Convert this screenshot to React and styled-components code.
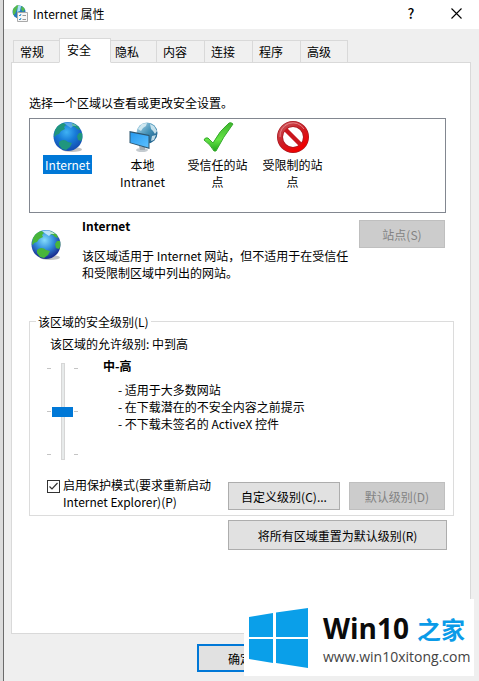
import React from "react";
import styled, { createGlobalStyle, css } from "styled-components";

const GlobalStyle = createGlobalStyle`
  * {
    box-sizing: border-box;
  }

  body {
    margin: 0;
    background: #dcdcdc;
    color: #000;
    font: 12px/17px "Noto Sans CJK SC", "Noto Sans", sans-serif;
  }

  button, input {
    font: inherit;
    margin: 0;
  }
`;

const Dialog = styled.div`
  display: flex;
  flex-direction: column;
  min-height: 100vh;
  margin-left: 3px;
  border-left: 1px solid #6b6b6b;
  background: #efefef;
`;

const TitleBar = styled.header`
  display: flex;
  align-items: center;
  height: 29px;
  padding: 0 16px 2px 8px;
  background: #fff;
`;

const Title = styled.h1`
  flex: 1;
  margin: 0 0 0 5px;
  font-size: 12px;
  font-weight: 400;
`;

const WindowButton = styled.button`
  display: flex;
  align-items: center;
  justify-content: center;
  width: 14px;
  height: 20px;
  margin-left: 31px;
  padding: 0;
  border: 0;
  background: none;
  color: #000;
  font-size: 14px;
  font-weight: 500;
`;

const Tabs = styled.nav`
  display: flex;
  align-items: flex-end;
  height: 34px;
  margin: 0 9px -1px;
`;

const Tab = styled.button`
  width: 48px;
  height: 23px;
  padding: 0 0 1px 6px;
  border: 1px solid #d9d9d9;
  border-right-width: ${(props) => (props.$last ? "1px" : "0")};
  background: #f0f0f0;
  color: #000;
  text-align: left;

  ${(props) =>
    props.$active &&
    css`
      position: relative;
      width: 52px;
      height: 25px;
      padding: 0 0 3px 7px;
      margin: 0 -3px 0 -2px;
      border-right-width: 1px;
      border-bottom-color: #fff;
      background: #fff;
    `}
`;

const Panel = styled.main`
  margin: 0 8px 0 7px;
  padding: 31px 16px 83px 17px;
  border: 1px solid #d9d9d9;
  background: #fff;
`;

const Text = styled.p`
  margin: 0;
`;

const ZoneList = styled.ul`
  display: flex;
  height: 95px;
  margin: 7px 8px 0 0;
  padding: 2px 0 0;
  border: 1px solid #828790;
  list-style: none;
`;

const Zone = styled.li`
  display: flex;
  flex-direction: column;
  align-items: center;
  width: 75px;
  text-align: center;
`;

const ZoneName = styled.span`
  max-width: 64px;
  margin-top: 2px;
  padding: 1px 2px;
  ${(props) =>
    props.$selected &&
    css`
      background: #0078d7;
      color: #fff;
    `}
`;

const ZoneInfo = styled.section`
  display: flex;
  align-items: flex-start;
  margin: 4px 9px 0 0;
`;

const ZoneIcon = styled.div`
  flex: none;
  width: 53px;
  padding: 12px 0 0 1px;
`;

const ZoneText = styled.div`
  flex: 1;
  padding-right: 4px;
`;

const Heading = styled.h2`
  margin: 0;
  font-size: 12px;
  font-weight: 700;
`;

const Description = styled(Text)`
  margin-top: 13px;
`;

const Button = styled.button`
  flex: none;
  width: ${(props) => props.$width || "86px"};
  height: ${(props) => (props.$tall ? "30px" : "28px")};
  padding: 0;
  border: 1px solid #adadad;
  background: #e1e1e1;
  color: #000;

  &:disabled {
    border-color: #bfbfbf;
    background: #ccc;
    color: #838383;
  }

  ${(props) =>
    props.$primary &&
    css`
      border: 2px solid #0078d7;
    `}
`;

const SitesButton = styled(Button)`
  margin-top: 3px;
`;

const Level = styled.fieldset`
  margin: 32px 0 0;
  padding: 5px 8px 5px 17px;
  border: 1px solid #dcdcdc;
`;

const Legend = styled.legend`
  margin-left: -11px;
  padding: 0 2px;
`;

const Allowed = styled(Text)`
  padding-left: 3px;
`;

const LevelBody = styled.div`
  display: flex;
  margin-top: 5px;
`;

const SliderBox = styled.div`
  display: flex;
  gap: 1px;
  width: 56px;
  padding-top: 6px;
`;

const Ticks = styled.div`
  display: flex;
  flex-direction: column;
  justify-content: space-between;
  width: 4px;
  height: 97px;
  padding: 5px 0;

  i {
    height: 1px;
    background: #c4c4c4;
  }
`;

const Slider = styled.input`
  appearance: none;
  writing-mode: vertical-lr;
  direction: rtl;
  width: 21px;
  height: 97px;
  background: linear-gradient(#e7eaea, #e7eaea) center / 2px 95px no-repeat,
    linear-gradient(#d6d6d6, #d6d6d6) center / 4px 97px no-repeat;

  &::-webkit-slider-thumb {
    appearance: none;
    width: 21px;
    height: 10px;
    background: #0078d7;
  }
`;

const Points = styled.ul`
  margin: 7px 0 0 15px;
  padding: 0;
  list-style: none;
`;

const Point = styled.li`
  &::before {
    content: "- ";
  }
`;

const Actions = styled.div`
  display: flex;
  align-items: flex-end;
  gap: 9px;
  margin-top: 16px;
`;

const CheckLabel = styled.label`
  display: flex;
  flex: 1;
  align-items: flex-start;
  gap: 3px;
`;

const CheckBox = styled.input`
  appearance: none;
  flex: none;
  width: 13px;
  height: 13px;
  margin-top: 4px;
  border: 1px solid #333;
  background: #fff;

  &:checked {
    background: url("data:image/svg+xml,%3Csvg xmlns='http://www.w3.org/2000/svg' viewBox='0 0 11 11'%3E%3Cpath d='M1.5 5.5L4 8l5.500-6' fill='none' stroke='%23333' stroke-width='1.2'/%3E%3C/svg%3E");
  }
`;

const ResetRow = styled.div`
  display: flex;
  justify-content: flex-end;
  margin: 4px 7px 0 0;
`;

const Footer = styled.footer`
  padding: 10px 0 9px 193px;
`;

const Watermark = styled.aside`
  position: fixed;
  right: 5px;
  bottom: 5px;
  display: flex;
  align-items: center;
  width: 230px;
  height: 77px;
  padding-left: 5px;
  gap: 15px;
  background: #fff;
`;

const Brand = styled.div`
  color: #0b0b0b;
  font: 700 28px/36px "Open Sans", "Noto Sans CJK SC", sans-serif;
  white-space: nowrap;

  span {
    margin-left: 8px;
    color: #0a9be8;
    font-size: 24px;
  }
`;

const Site = styled.div`
  color: #444;
  font: 14px/18px "Open Sans", sans-serif;
`;

const Globe = ({ size = 32, light }) => {
  const id = light ? "seaLight" : "sea";
  return (
    <svg width={size} height={size} viewBox="0 0 32 32" aria-hidden="true">
      <defs>
        <radialGradient id={id} cx="45%" cy="35%" r="62%">
          <stop offset="0" stopColor={light ? "#86dcfb" : "#3fb2f4"} />
          <stop offset=".5" stopColor={light ? "#3490de" : "#187cd8"} />
          <stop offset="1" stopColor={light ? "#1a2f92" : "#1450b4"} />
        </radialGradient>
      </defs>
      <ellipse cx="20" cy="28.500" rx="10" ry="2.500" fill="#999" opacity=".6" />
      <circle cx="16" cy="15.500" r="14.500" fill={`url(#${id})`} />
      <g fill={light ? "#48b53a" : "#20967d"}>
        <path d="M3 9Q6 3 12 2l2 2-2 2 1 2-4 2-2 3-3 1-1 2-1-1z" />
        <path d="M7 21q3-3 7-1.500l2 1.500 4 1-2 4-4 3-4-1-3-4z" />
        <path d="M20 2q4 1 7 4l1 3-3-1-2-2-3-1zM27 12l3 0q1 5-1 8l-3-1-1-4z" />
      </g>
      <path d="M12 2q8-2 13 3l-4 0-2 2-3-2z" fill="#d9f5ff" opacity={light ? ".8" : ".35"} />
    </svg>
  );
};

const Intranet = () => (
  <svg width="32" height="32" viewBox="0 0 32 32" aria-hidden="true">
    <defs>
      <linearGradient id="globe" x2="1" y2="1">
        <stop stopColor="#b9dcec" />
        <stop offset=".5" stopColor="#4592b8" />
        <stop offset="1" stopColor="#124f7c" />
      </linearGradient>
      <linearGradient id="screen" x2="1" y2="1">
        <stop stopColor="#2799ee" />
        <stop offset="1" stopColor="#5bc0ff" />
      </linearGradient>
    </defs>
    <circle cx="20" cy="12" r="10.500" fill="url(#globe)" />
    <path d="M11 8l4-5 5-1-1 3-3 2-2 3zM23 3l4 2 3 5-2 3-2-3-2-2zM25 15l4-1-2 5-3 1z" fill="#dceff5" opacity=".85" />
    <ellipse cx="15" cy="29" rx="6" ry="2" fill="#c4cbd0" />
    <path d="M12 25l6 1v3h-5z" fill="#a4adb3" />
    <path d="M2.500 10l20 4v14L2.500 22z" fill="#2e566f" />
    <path d="M3.500 11.500l18 3.500v11.500L3.500 21.500z" fill="url(#screen)" />
  </svg>
);

const Check = () => (
  <svg width="32" height="32" viewBox="0 0 32 32" aria-hidden="true">
    <defs>
      <linearGradient id="tick" x2="0" y2="1">
        <stop stopColor="#3fb42e" />
        <stop offset=".6" stopColor="#64e445" />
        <stop offset="1" stopColor="#20a51b" />
      </linearGradient>
    </defs>
    <path
      d="M2 19q1-3 4-2l5 5Q18 9 27 2q2-1 4 1Q21 16 14 30l-2 0Q8 23 2 19z"
      fill="url(#tick)"
      stroke="#36a92c"
      strokeLinejoin="round"
    />
  </svg>
);

const Restricted = () => (
  <svg width="32" height="32" viewBox="0 0 32 32" aria-hidden="true">
    <defs>
      <linearGradient id="ban" x2=".7" y2="1">
        <stop stopColor="#c8565b" />
        <stop offset=".5" stopColor="#cb1f26" />
        <stop offset="1" stopColor="#f00000" />
      </linearGradient>
    </defs>
    <g fill="none">
      <circle cx="16" cy="16" r="13" stroke="#aa1820" strokeWidth="6" />
      <path d="M7 7l18 18" stroke="#c9161d" strokeWidth="4.500" />
      <circle cx="16" cy="16" r="13" stroke="url(#ban)" strokeWidth="4.500" />
      <path d="M3 16A13 13 0 0 1 27 8" stroke="#f0a0a4" strokeWidth="1" opacity=".7" />
    </g>
  </svg>
);

const AppIcon = () => (
  <svg width="16" height="17" viewBox="0 0 16 17" aria-hidden="true">
    <circle cx="7" cy="7" r="6.500" fill="#2479bd" />
    <path d="M1 4l4-4 2 1-2 3-2 5-2 1zM10 1l3 3-2 3-2-3z" fill="#55b94d" />
    <path d="M6 1h3l-1 5-3 1z" fill="#a9e1f5" />
    <path d="M5.500 7.500h10v9h-10z" fill="#f7f7f7" stroke="#a9a9a9" />
    <path d="M7 10l1 1 1-2M7 14l1 1 1-2" fill="none" stroke="#258bcc" />
    <path d="M10.500 10.500H14M10.500 14.500H14" stroke="#999" />
  </svg>
);

const tabs = ["常规", "安全", "隐私", "内容", "连接", "程序", "高级"];

const zones = [
  { name: "Internet", icon: <Globe /> },
  { name: "本地 Intranet", icon: <Intranet /> },
  { name: "受信任的站点", icon: <Check /> },
  { name: "受限制的站点", icon: <Restricted /> },
];

const points = ["适用于大多数网站", "在下载潜在的不安全内容之前提示", "不下载未签名的 ActiveX 控件"];

export default function App() {
  return (
    <>
      <GlobalStyle />
      <Dialog>
        <TitleBar>
          <AppIcon />
          <Title>Internet 属性</Title>
          <WindowButton aria-label="帮助">?</WindowButton>
          <WindowButton aria-label="关闭">
            <svg width="11" height="11" viewBox="0 0 11 11">
              <path d="M.5 .5l10 10M10.500 .5l-10 10" stroke="#000" strokeWidth="1.100" />
            </svg>
          </WindowButton>
        </TitleBar>
        <Tabs>
          {tabs.map((tab, i) => (
            <Tab key={tab} $active={i === 1} $last={i === tabs.length - 1}>
              {tab}
            </Tab>
          ))}
        </Tabs>
        <Panel>
          <Text>选择一个区域以查看或更改安全设置。</Text>
          <ZoneList>
            {zones.map((zone, i) => (
              <Zone key={zone.name}>
                {zone.icon}
                <ZoneName $selected={i === 0}>{zone.name}</ZoneName>
              </Zone>
            ))}
          </ZoneList>
          <ZoneInfo>
            <ZoneIcon>
              <Globe light />
            </ZoneIcon>
            <ZoneText>
              <Heading>Internet</Heading>
              <Description>
                该区域适用于 Internet 网站，但不适用于在受信任和受限制区域中列出的网站。
              </Description>
            </ZoneText>
            <SitesButton disabled>站点(S)</SitesButton>
          </ZoneInfo>
          <Level>
            <Legend>该区域的安全级别(L)</Legend>
            <Allowed>该区域的允许级别: 中到高</Allowed>
            <LevelBody>
              <SliderBox>
                <Ticks><i /><i /><i /></Ticks>
                <Slider type="range" min="0" max="2" defaultValue="1" aria-label="安全级别" />
                <Ticks><i /><i /><i /></Ticks>
              </SliderBox>
              <div>
                <Heading>中-高</Heading>
                <Points>
                  {points.map((point) => (
                    <Point key={point}>{point}</Point>
                  ))}
                </Points>
              </div>
            </LevelBody>
            <Actions>
              <CheckLabel>
                <CheckBox type="checkbox" defaultChecked />
                <span>启用保护模式(要求重新启动 Internet Explorer)(P)</span>
              </CheckLabel>
              <Button $width="112px">自定义级别(C)...</Button>
              <Button $width="96px" disabled>默认级别(D)</Button>
            </Actions>
          </Level>
          <ResetRow>
            <Button $width="219px" $tall>将所有区域重置为默认级别(R)</Button>
          </ResetRow>
        </Panel>
        <Footer>
          <Button $primary>确定</Button>
        </Footer>
      </Dialog>
      <Watermark>
        <svg width="59" height="60" viewBox="0 0 59 60" aria-hidden="true">
          <path d="M0 9l24-4v24H0zM27 4.500L59 0v29H27zM0 31h24v24L0 51zM27 31h32v29l-32-5z" fill="#0a9fe9" />
        </svg>
        <div>
          <Brand>Win10<span>之家</span></Brand>
          <Site>www.win10xitong.com</Site>
        </div>
      </Watermark>
    </>
  );
}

* [Work instructions]:
Return only the lines from the start of the data through the line that contains "text-align: left;", please, copying them exactly and omitting all pictures.

* [Finished task]:
Convert this screenshot to React and styled-components code.
import React from "react";
import styled, { createGlobalStyle, css } from "styled-components";

const GlobalStyle = createGlobalStyle`
  * {
    box-sizing: border-box;
  }

  body {
    margin: 0;
    background: #dcdcdc;
    color: #000;
    font: 12px/17px "Noto Sans CJK SC", "Noto Sans", sans-serif;
  }

  button, input {
    font: inherit;
    margin: 0;
  }
`;

const Dialog = styled.div`
  display: flex;
  flex-direction: column;
  min-height: 100vh;
  margin-left: 3px;
  border-left: 1px solid #6b6b6b;
  background: #efefef;
`;

const TitleBar = styled.header`
  display: flex;
  align-items: center;
  height: 29px;
  padding: 0 16px 2px 8px;
  background: #fff;
`;

const Title = styled.h1`
  flex: 1;
  margin: 0 0 0 5px;
  font-size: 12px;
  font-weight: 400;
`;

const WindowButton = styled.button`
  display: flex;
  align-items: center;
  justify-content: center;
  width: 14px;
  height: 20px;
  margin-left: 31px;
  padding: 0;
  border: 0;
  background: none;
  color: #000;
  font-size: 14px;
  font-weight: 500;
`;

const Tabs = styled.nav`
  display: flex;
  align-items: flex-end;
  height: 34px;
  margin: 0 9px -1px;
`;

const Tab = styled.button`
  width: 48px;
  height: 23px;
  padding: 0 0 1px 6px;
  border: 1px solid #d9d9d9;
  border-right-width: ${(props) => (props.$last ? "1px" : "0")};
  background: #f0f0f0;
  color: #000;
  text-align: left;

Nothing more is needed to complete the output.